The reading will be split into two apposite segments: the first part will deal explicitly and implicitly with the work of Marcel Duchamp, and will extend critically, poetically, and graphically a tenuous interpretation of what we may learn from his activity as artist and non artist. The second half of the program will center on the art of manifesto, and the possible permutations of “stance.”

ICE Open House: contain-decay

Wednesday, October 12 at 7:00 PM
ICE Room, Tanner Building Room 101

An interactive sound and video performance by Ben Joel Coolik and Eric Marty (STREAM). Ben Coolik is a collaborative artist who brings sound, light and explorative technologies together in performance. He holds a Masters degree in theatrical design from UGA. Eric Marty is an award- winning composer and sound artist active in the US, Canada, France and Germany. He holds a PhD in composition and computer music from the University of California at Berkeley and teaches sound and interactivity in the departments of Art and Music. Studio for Research in Art and Music (STREAM) is an Athens-based effort to foster innovation in the arts through public performances, exhibitions and workshops.

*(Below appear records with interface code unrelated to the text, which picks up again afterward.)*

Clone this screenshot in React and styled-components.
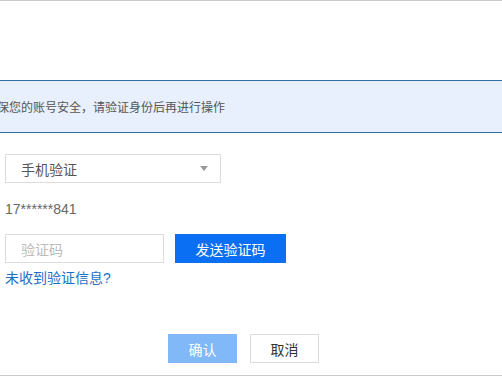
import React from 'react'
import styled, { createGlobalStyle } from 'styled-components'

const GlobalStyle = createGlobalStyle`
  html, body { margin: 0; padding: 0; background: #fff; }
  body {
    font-family: "Liberation Sans", "Noto Sans CJK SC", sans-serif;
    overflow: hidden;
  }
`

const Panel = styled.div`
  width: 502px;
  height: 376px;
  box-sizing: border-box;
  border-top: 1px solid #c9c9c9;
  border-bottom: 1px solid #c9c9c9;
  overflow: hidden;
  padding-top: 79px;
`

const Notice = styled.div`
  height: 53px;
  box-sizing: border-box;
  border-top: 1px solid #2f6fa6;
  border-bottom: 1px solid #2f6fa6;
  background: #e7f0fc;
  color: #555;
  font-size: 12px;
  display: flex;
  align-items: center;
  white-space: nowrap;
  text-indent: -39px;
`

const Form = styled.div`
  padding: 21px 0 0 5px;
  display: flex;
  flex-direction: column;
  align-items: flex-start;
`

const Select = styled.div`
  width: 216px;
  height: 29px;
  box-sizing: border-box;
  border: 1px solid #dcdcdc;
  display: flex;
  align-items: center;
  justify-content: space-between;
  padding: 0 12px 0 15px;
  font-size: 14px;
  color: #555;
`

const Caret = styled.span`
  width: 0;
  height: 0;
  border-left: 4px solid transparent;
  border-right: 4px solid transparent;
  border-top: 5px solid #999;
`

const Phone = styled.div`
  margin-top: 18px;
  font-size: 14px;
  color: #666;
  line-height: 17px;
`

const CodeRow = styled.div`
  margin-top: 16px;
  display: flex;
  gap: 11px;
`

const CodeInput = styled.div`
  width: 159px;
  height: 29px;
  box-sizing: border-box;
  border: 1px solid #dcdcdc;
  display: flex;
  align-items: center;
  padding-left: 15px;
  font-size: 14px;
  color: #bbb;
`

const Button = styled.div`
  width: ${p => p.$w}px;
  height: 29px;
  box-sizing: border-box;
  display: flex;
  align-items: center;
  justify-content: center;
  font-size: 14px;
  background: ${p => p.$bg};
  color: ${p => p.$color};
  border: 1px solid ${p => p.$border || p.$bg};
`

const Link = styled.div`
  margin-top: 6px;
  font-size: 14px;
  color: #1d6fc4;
  line-height: 18px;
`

const Footer = styled.div`
  margin-top: 47px;
  padding-left: 168px;
  display: flex;
  gap: 13px;
`

export default function App() {
  return (
    <>
      <GlobalStyle />
      <Panel>
        <Notice>为了确保您的账号安全，请验证身份后再进行操作</Notice>
        <Form>
          <Select>
            <span>手机验证</span>
            <Caret />
          </Select>
          <Phone>17******841</Phone>
          <CodeRow>
            <CodeInput>验证码</CodeInput>
            <Button $w={111} $bg="#0b6ff4" $color="#fff">发送验证码</Button>
          </CodeRow>
          <Link>未收到验证信息?</Link>
        </Form>
        <Footer>
          <Button $w={69} $bg="#80b8f8" $color="#fff">确认</Button>
          <Button $w={69} $bg="#fff" $color="#333" $border="#dcdcdc">取消</Button>
        </Footer>
      </Panel>
    </>
  )
}
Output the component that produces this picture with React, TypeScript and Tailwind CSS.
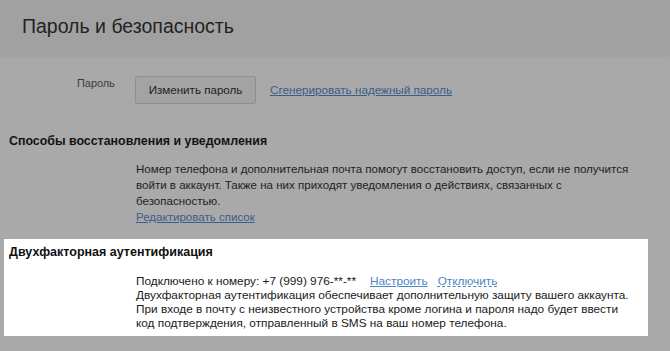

ICE Open House: ArtScience

Wednesday, September 28 at 6:00 PM
ICE Room, Tanner Building Room 101

An evening of informal presentations featuring Dr. Jason Cantarella, Laleh Mehran, and a window installation by Amanda Burk. Dr. Jason Cantarella, Professor of Mathematics, will screen digital animation from the Math and Visualization workshop and share his work with geometric knot theory. Lamar Dodd School of Art Professor Laleh Mehran will select key contemporary works at the intersection of art and science and discuss her genre-blurring series, The Xerces Society. Meet Amanda Burk, a graduate candidate in Printmaking, and explore her interior/exterior window installation at ICE.